Since the series’ first venture to the greater Tauranga/Mt Maunganui area the annual high-summer ‘Bay round has become a fixture on the summer entertainment calendar with thousands of fans either already living in the bay, on holiday there, descending on the venue to cheer their favourite driver/s on.
No discussion of Brendon White’s obvious absolute belief in the economic truism of risk & reward (In theory according to the concept, he greater the risk, the larger the reward) would not be complete without talking about the time – in 2016 – he convinced the management of Dunedin’s Forsyth-Barr stadium to let him install a temporary concrete course (on top of a plywood base) on top of the hallowed turf usually reserved for Super Rugby games.
With its high roof and ultra-sophisticated air-conditioning systems, the Dunedin stadium was probably a better initial bet for running a drift event indoors than Auckland’s ASB Showgrounds.
But, think for a minute what it must have been like standing in Brendon White’s shoes as he waited for his first face-to-face site meeting at the stadium with the bloke who was running it at the time – and who was ultimately responsible for the condition of the grounds, the health and welfare of his staff and ‘customers….’and the reputation of the place in the minds of the good citizens of Dunedin.
It would have been so easy, for instance, for him to simply say no. Yet he didn’t. He said yes, further proof if any indeed was ever needed of Brendon White’s skills as a salesman.

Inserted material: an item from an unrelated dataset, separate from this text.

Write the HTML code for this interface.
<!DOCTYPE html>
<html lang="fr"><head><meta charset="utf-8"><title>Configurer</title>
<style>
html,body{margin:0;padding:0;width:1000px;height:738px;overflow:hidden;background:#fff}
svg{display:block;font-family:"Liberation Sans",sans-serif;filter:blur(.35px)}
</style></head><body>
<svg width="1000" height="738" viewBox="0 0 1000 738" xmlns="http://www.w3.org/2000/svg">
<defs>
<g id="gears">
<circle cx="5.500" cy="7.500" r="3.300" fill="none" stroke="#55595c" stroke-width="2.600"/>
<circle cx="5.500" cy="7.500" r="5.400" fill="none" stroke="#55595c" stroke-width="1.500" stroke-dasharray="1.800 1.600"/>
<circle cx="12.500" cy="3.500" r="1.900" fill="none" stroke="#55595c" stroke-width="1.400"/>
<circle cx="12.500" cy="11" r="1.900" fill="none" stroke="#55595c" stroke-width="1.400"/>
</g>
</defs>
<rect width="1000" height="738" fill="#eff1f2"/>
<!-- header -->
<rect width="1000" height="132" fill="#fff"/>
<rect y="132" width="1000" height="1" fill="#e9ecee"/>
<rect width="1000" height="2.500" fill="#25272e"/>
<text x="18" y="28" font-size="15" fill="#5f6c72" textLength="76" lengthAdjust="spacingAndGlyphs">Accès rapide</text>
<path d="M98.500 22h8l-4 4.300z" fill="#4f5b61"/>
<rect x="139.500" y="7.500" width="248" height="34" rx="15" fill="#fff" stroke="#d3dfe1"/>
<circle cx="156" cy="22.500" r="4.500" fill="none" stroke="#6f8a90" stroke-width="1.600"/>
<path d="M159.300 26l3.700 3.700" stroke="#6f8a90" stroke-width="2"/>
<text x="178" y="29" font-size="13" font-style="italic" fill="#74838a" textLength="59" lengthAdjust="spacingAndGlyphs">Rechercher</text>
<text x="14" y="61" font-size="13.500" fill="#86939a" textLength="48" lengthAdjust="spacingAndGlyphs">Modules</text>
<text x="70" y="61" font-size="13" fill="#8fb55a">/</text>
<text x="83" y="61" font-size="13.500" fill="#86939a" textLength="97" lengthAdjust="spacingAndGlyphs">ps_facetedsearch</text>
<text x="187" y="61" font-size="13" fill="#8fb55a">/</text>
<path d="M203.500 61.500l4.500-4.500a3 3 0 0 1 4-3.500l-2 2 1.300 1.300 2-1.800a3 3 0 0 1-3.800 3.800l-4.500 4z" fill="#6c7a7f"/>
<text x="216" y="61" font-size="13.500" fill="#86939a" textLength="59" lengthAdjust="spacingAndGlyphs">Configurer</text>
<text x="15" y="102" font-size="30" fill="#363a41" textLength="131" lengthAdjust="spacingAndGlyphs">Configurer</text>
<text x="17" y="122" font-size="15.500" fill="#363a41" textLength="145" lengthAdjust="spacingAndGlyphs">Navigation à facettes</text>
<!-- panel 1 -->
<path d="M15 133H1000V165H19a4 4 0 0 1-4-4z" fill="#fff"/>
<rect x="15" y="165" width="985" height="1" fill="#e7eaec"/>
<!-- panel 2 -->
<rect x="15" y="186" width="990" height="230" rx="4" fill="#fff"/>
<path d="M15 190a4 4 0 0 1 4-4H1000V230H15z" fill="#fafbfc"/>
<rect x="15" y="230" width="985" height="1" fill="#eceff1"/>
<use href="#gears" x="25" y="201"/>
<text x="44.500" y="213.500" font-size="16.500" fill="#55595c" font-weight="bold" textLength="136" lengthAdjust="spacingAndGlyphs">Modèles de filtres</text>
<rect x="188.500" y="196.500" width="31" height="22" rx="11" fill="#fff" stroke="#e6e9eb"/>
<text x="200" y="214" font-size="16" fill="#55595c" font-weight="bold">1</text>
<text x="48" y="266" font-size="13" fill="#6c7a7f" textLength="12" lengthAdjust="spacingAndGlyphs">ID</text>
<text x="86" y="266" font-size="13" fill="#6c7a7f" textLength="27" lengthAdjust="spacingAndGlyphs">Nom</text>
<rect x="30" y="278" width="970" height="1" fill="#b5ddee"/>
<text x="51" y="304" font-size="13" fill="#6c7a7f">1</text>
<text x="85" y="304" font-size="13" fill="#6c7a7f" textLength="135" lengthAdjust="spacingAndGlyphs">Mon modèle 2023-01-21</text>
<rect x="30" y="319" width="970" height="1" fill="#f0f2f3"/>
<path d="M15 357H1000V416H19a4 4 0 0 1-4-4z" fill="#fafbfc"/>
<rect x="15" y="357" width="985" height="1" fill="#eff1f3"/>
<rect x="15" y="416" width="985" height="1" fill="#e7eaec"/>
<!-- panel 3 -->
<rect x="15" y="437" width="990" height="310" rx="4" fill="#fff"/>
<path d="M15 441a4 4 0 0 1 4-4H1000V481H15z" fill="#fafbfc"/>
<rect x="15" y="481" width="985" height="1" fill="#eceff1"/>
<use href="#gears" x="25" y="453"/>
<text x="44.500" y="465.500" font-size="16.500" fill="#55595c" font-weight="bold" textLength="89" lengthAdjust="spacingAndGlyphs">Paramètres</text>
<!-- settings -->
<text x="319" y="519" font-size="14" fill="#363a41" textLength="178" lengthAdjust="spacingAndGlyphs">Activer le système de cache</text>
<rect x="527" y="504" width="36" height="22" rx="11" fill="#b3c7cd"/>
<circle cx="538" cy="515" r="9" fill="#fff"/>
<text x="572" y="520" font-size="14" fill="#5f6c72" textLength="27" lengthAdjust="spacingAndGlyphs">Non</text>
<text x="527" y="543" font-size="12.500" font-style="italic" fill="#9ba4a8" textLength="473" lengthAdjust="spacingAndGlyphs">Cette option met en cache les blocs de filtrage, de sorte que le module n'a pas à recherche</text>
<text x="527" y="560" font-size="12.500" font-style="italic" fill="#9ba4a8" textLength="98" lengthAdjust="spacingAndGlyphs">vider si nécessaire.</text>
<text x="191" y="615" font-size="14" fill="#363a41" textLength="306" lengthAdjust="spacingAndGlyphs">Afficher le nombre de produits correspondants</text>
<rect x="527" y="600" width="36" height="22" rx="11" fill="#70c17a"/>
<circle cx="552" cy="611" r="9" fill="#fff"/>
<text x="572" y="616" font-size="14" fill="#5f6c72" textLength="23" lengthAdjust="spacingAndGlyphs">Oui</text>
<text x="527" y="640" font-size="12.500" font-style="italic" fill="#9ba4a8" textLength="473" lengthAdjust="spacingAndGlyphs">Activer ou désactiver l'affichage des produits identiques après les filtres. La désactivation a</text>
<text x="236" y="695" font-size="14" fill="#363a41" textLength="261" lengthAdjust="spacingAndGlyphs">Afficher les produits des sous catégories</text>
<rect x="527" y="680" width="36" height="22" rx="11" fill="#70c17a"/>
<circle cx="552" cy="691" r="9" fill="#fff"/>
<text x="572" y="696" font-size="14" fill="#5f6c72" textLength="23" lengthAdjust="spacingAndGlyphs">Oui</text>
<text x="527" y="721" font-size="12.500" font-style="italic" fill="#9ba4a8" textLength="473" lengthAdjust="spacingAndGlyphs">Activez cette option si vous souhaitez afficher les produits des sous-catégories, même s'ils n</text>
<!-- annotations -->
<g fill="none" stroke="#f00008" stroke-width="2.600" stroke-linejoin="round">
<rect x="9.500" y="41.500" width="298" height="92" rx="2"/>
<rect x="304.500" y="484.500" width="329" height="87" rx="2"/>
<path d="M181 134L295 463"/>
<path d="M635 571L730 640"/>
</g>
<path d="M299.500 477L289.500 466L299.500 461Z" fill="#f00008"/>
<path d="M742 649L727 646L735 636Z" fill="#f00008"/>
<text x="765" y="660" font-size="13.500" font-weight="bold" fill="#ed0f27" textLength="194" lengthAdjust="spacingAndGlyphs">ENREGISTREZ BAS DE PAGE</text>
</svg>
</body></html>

Which, I’d imagine Brendon will need to call on next year if he wants to return to the ASB Showgrounds for a ‘return bout.’
As a venue for a short-ish stadium or car park-style drift event the ASB Showgrounds do have a lot going for them. For a start, though It might sound really silly saying it, they are in Auckland, where Brendon and most of his volunteers are based.
This time, too, he didn’t have to spend a cent (that I’m aware of anyway) on building then breaking up a temporary drift ‘track,’ the cost that spelt the death knell of a regular D1NZ round at the Forsyth-Barr stadium, for instance.
Being immersed in such a visceral environment if not for everyone, obviously. But with broadcast partner Sky throwing its weight behind the series in general and the final two rounds (at the SB Showgrounds last weekend and at Pukekohe Park Raceway for the season finale at the end of the month) in particular you really have the best of both worlds.
What next season holds is anyone’s guess. To which all I can say is P.T. Barnum would – I’m sure – approve.